Sanılır
ki gökyüzü ve dünya ruhsuzdur. Canlıların ve cansızların yaşadığı bir
yerküreden ibarettir evren. Varoluş amacı insanlara hizmet etmekten öteye
geçememiştir insanların nezdinde. Acısı insanlıktır, yarası gökyüzü ve hisleri mevsimlerdir.
Öyle açık öyle duygulu.
Yağmurun
yağdığını ne zaman hisseder insan? Yağmur bedenini ıslattığı vakitte mi yoksa yağmurda
hüzünlendiği vakitte mi? Aylar geçip giderken büyüdüğünü ne zaman anlar ruh?
Üşüyerek yürüdüğünde yüzünü yaran soğuk mu daha çok yıpratır onu yoksa yaşadığı
acılar mı?
Anlatmanın
anlamsız kaldığı zamanlarda yaşıyor artık insanlar. Dinlemenin, dinlenmenin,
okumanın, konuşmanın ve en mühimi sevmenin manasını yitirdiği vakitlerde
karşılaşıyorlar aynı sokakta, aynı yağmurda, aynı sahilin gün batımında.
Şimdilerde bir baş selamlamasına benziyor gökyüzü, kıymeti bilinmeden geçip
gidiliyor tanışıklıklar. Gökyüzüne bakmadığı gibi insanoğlunun. Sahi en son ne
zaman baktım gökyüzüne? Gözlerimi kısıp belki yağmurda ıslanıp belki güneşte yıkanarak.
En son ne zaman sarıldım bir ağaca? Ellerimi ve gözlerimi yıkadım huzuruyla.
Hayatın varoluşundan ne zaman kopardım kendimi?
Şimdilerde
aylak bir köpek gibi dolaşıyorum caddelerde. Gözüm ve gönlüm hep gökyüzünde.

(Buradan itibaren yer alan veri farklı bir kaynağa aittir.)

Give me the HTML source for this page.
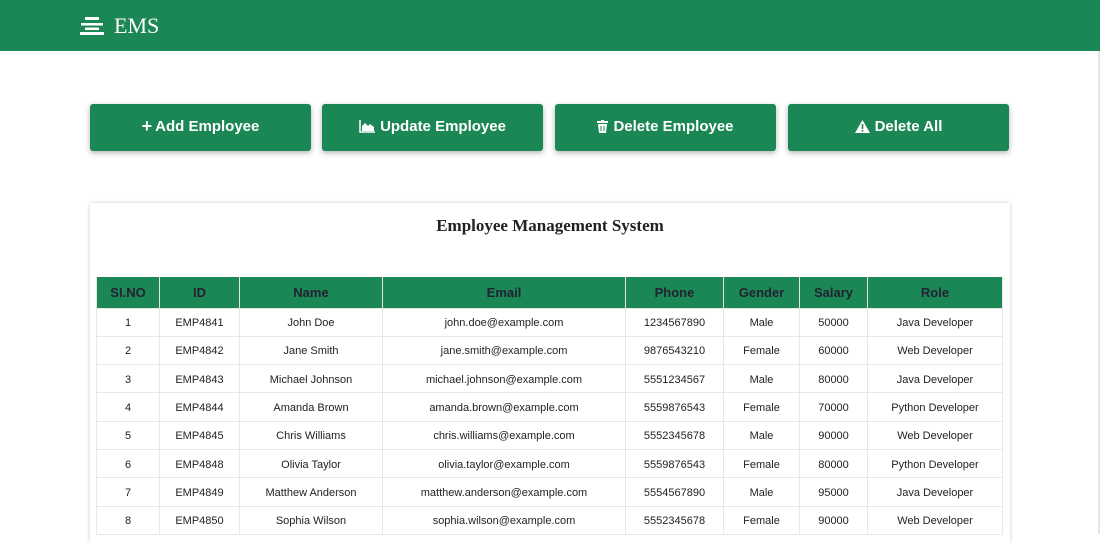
<!DOCTYPE html>
<html><head><style>
*{box-sizing:border-box;margin:0;padding:0}
body{width:1100px;height:534px;overflow:hidden;background:#fff;font-family:"Liberation Sans",sans-serif;position:relative}
.nav{height:51px;background:#1b8754;display:flex;align-items:center;padding-left:80px;color:#fff;font-family:"Liberation Serif",serif;font-size:22px}
.nav svg{margin-right:10px}
.btn{position:absolute;top:104px;height:47px;width:221px;background:#1b8754;border-radius:3px;color:#fff;font-size:15px;font-weight:bold;display:flex;align-items:center;justify-content:center;box-shadow:0 2px 6px rgba(0,0,0,.3);padding-bottom:2px}
.btn svg{margin-right:5px}
.card{position:absolute;left:90px;top:203px;width:920px;height:340px;box-shadow:0 0 4px rgba(0,0,0,.2);background:#fff}
.card h1{font-family:"Liberation Serif",serif;font-size:17px;text-align:center;margin-top:13px;color:#222}
table{position:absolute;left:6px;top:74px;border-collapse:collapse;width:907px;font-size:11px;color:#222}
th{background:#1b8754;color:#223;font-size:13px;height:31px;border:1px solid #e4e4e4;border-top:none}
td{height:28.3px;text-align:center;border:1px solid #e8e8e8;padding-top:2px}
.sb{position:absolute;right:0;top:51px;width:2px;height:483px;background:#e6e6e6}
</style></head><body>
<div class="nav"><svg width="24" height="18" viewBox="0 0 24 18"><rect x="5" y="0" width="14" height="3" fill="#fff"/><rect x="1" y="6" width="22" height="2.5" fill="#fff"/><rect x="5" y="10.5" width="14" height="2.5" fill="#fff"/><rect x="0" y="15" width="24" height="3" fill="#fff"/></svg>EMS</div>
<div class="sb"></div>
<div class="btn" style="left:90px"><span style="font-size:18px;margin-right:3px">+</span>Add Employee</div>
<div class="btn" style="left:322px"><svg width="16" height="13" viewBox="0 0 16 13"><path d="M1 0v12h15" stroke="#fff" stroke-width="1.5" fill="none"/><path d="M3 11V6l3-3 3 3 2-2 4 3v4z" fill="#fff"/></svg>Update Employee</div>
<div class="btn" style="left:555px"><svg width="11" height="13" viewBox="0 0 11 13"><rect x="0" y="1" width="11" height="2" fill="#fff"/><rect x="4" y="0" width="3" height="2" fill="#fff"/><path d="M1 4h9l-1 9H2z" fill="#fff"/><path d="M4 6v5M7 6v5" stroke="#1b8754"/></svg>Delete Employee</div>
<div class="btn" style="left:788px"><svg width="15" height="13" viewBox="0 0 15 13"><path d="M7.5 0L15 13H0z" fill="#fff"/><rect x="6.7" y="4" width="1.6" height="5" fill="#1b8754"/><rect x="6.7" y="10" width="1.6" height="1.6" fill="#1b8754"/></svg>Delete All</div>
<div class="card"><h1>Employee Management System</h1>
<table>
<tr><th style="width:63px">SI.NO</th><th style="width:80px">ID</th><th style="width:143px">Name</th><th style="width:243px">Email</th><th style="width:98px">Phone</th><th style="width:76px">Gender</th><th style="width:68px">Salary</th><th>Role</th></tr>
<tr><td>1</td><td>EMP4841</td><td>John Doe</td><td>john.doe@example.com</td><td>1234567890</td><td>Male</td><td>50000</td><td>Java Developer</td></tr>
<tr><td>2</td><td>EMP4842</td><td>Jane Smith</td><td>jane.smith@example.com</td><td>9876543210</td><td>Female</td><td>60000</td><td>Web Developer</td></tr>
<tr><td>3</td><td>EMP4843</td><td>Michael Johnson</td><td>michael.johnson@example.com</td><td>5551234567</td><td>Male</td><td>80000</td><td>Java Developer</td></tr>
<tr><td>4</td><td>EMP4844</td><td>Amanda Brown</td><td>amanda.brown@example.com</td><td>5559876543</td><td>Female</td><td>70000</td><td>Python Developer</td></tr>
<tr><td>5</td><td>EMP4845</td><td>Chris Williams</td><td>chris.williams@example.com</td><td>5552345678</td><td>Male</td><td>90000</td><td>Web Developer</td></tr>
<tr><td>6</td><td>EMP4848</td><td>Olivia Taylor</td><td>olivia.taylor@example.com</td><td>5559876543</td><td>Female</td><td>80000</td><td>Python Developer</td></tr>
<tr><td>7</td><td>EMP4849</td><td>Matthew Anderson</td><td>matthew.anderson@example.com</td><td>5554567890</td><td>Male</td><td>95000</td><td>Java Developer</td></tr>
<tr><td>8</td><td>EMP4850</td><td>Sophia Wilson</td><td>sophia.wilson@example.com</td><td>5552345678</td><td>Female</td><td>90000</td><td>Web Developer</td></tr>
</table></div>
</body></html>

Bütün baharı çekiyorum ciğerlerime. Nefes almanın bir ihtiyaç değil yaşamak
için en gerekli istek olduğunu anlıyorum.
Yıllarımı
ve yaşlarımı kovalarken hayat ben ona yeni yeni anlam katabiliyorum. Geç
kalmışlığın ve gökyüzünün hüznünü omuzlarımda taşıyor ve sadece tebessüm
edebiliyorum. Zaman geçiyor ben eksiliyorum.